CHANDIGARH: Britain has offered technical assistance to Punjab in the enforcement of drug control measures launched by the Punjab government, while showing keen interest to scale up business engagements with the north Indian State.
The issues was discussed at a meeting between Punjab chief minister Capt Amarinder Singh and British Deputy High Commissioner to India Andrew Ayre, who invited Singh to UK to meet industrialists to attract investments to Punjab.
Amarinder Singh said his government had made significant advances in arresting the flow of drugs and the special task force (STF) was on the verge of cracking down on some big fish.
He reiterated that India needed a comprehensive national drug policy, which he has already raised with the central government.
It was decided that the chief of the STF on drugs would meet British enforcement experts to discuss cooperation in fighting Punjab’s drug menace, in view of drug smuggling both in and out of India.
The British envoy also offered Punjab assistance to train and modernising the police force as well as in handling cyber crime. Both both sides agreed to explore mutual cooperation over a wide range of subjects, including law and order, industrial development, agriculture, dairy farming, animal sex embryo transfer etc.
Amarinder Singh also suggested working together in the fields of urban management, civil services, transportation in big cities, among other areas.
The British envoy said his government was looking to raise Punjab to the highest category in terms of business cooperation, for which both sides could identify several important areas.

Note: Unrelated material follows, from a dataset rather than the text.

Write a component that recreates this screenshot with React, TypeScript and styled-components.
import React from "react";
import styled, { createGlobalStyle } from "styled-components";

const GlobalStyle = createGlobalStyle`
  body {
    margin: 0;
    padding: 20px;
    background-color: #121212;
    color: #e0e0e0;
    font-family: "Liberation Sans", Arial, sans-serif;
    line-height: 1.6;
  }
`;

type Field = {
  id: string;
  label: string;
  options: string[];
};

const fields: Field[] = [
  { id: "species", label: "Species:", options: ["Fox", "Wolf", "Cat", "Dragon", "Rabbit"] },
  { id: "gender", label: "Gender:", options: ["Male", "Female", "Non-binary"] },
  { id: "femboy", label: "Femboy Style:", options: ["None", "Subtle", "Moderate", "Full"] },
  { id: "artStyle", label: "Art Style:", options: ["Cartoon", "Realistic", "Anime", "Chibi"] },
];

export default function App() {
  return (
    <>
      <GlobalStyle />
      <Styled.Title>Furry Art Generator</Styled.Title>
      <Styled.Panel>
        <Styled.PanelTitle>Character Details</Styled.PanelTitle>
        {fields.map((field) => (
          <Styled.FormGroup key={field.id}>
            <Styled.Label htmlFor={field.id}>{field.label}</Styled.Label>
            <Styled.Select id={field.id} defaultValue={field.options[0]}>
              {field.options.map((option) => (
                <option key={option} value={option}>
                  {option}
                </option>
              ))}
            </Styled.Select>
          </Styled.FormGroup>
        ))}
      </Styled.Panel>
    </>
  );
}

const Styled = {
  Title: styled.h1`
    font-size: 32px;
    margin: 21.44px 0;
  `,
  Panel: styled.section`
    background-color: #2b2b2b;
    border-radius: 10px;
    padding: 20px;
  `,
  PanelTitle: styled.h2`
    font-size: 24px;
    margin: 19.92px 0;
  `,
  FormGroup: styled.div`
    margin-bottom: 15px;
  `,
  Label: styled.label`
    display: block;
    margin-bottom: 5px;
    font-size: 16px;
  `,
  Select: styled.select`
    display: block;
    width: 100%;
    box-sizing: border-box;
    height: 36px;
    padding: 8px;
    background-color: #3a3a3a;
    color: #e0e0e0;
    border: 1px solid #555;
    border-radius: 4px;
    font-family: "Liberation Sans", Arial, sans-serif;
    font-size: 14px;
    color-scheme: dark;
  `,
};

Noting that his government was in the process of eliminating red tapism and promoting an ease of doing business in the State, Amarinder directed his government to arrange a meeting with British officials to identify areas of mutual cooperation.
The two sides also discussed law and order and Punjab’s financial crisis, with the chief minister appraising the British envoy of his government’s work to tackle the same.
The task force set up by his government to deal with the gangs, that had mushroomed during the SAD rule had met with significant success, with several gangsters already in police custody, said Amarinder Singh.
On the fiscal crisis in the State, Singh said his government was making efforts to retrieve Punjab’s economy on the growth track. He said he had received excellent response from both domestic and foreign industries who were keen to invest in Punjab.
Elaborating on the financial mess, Amarinder Singh said his government would soon come out with a white paper to highlight the situation.
Pointing out that there were nine million unemployed youth in Punjab, CM Amarinder Singh said his government was looking for ways to RESCUE THE State from this decade-old crisis.
He also sought UK’s support in promoting modern agricultural practices, dairy farming and sex embryo transfer to check the uncontrolled birth of male calves which are seen to destroy crops in farms.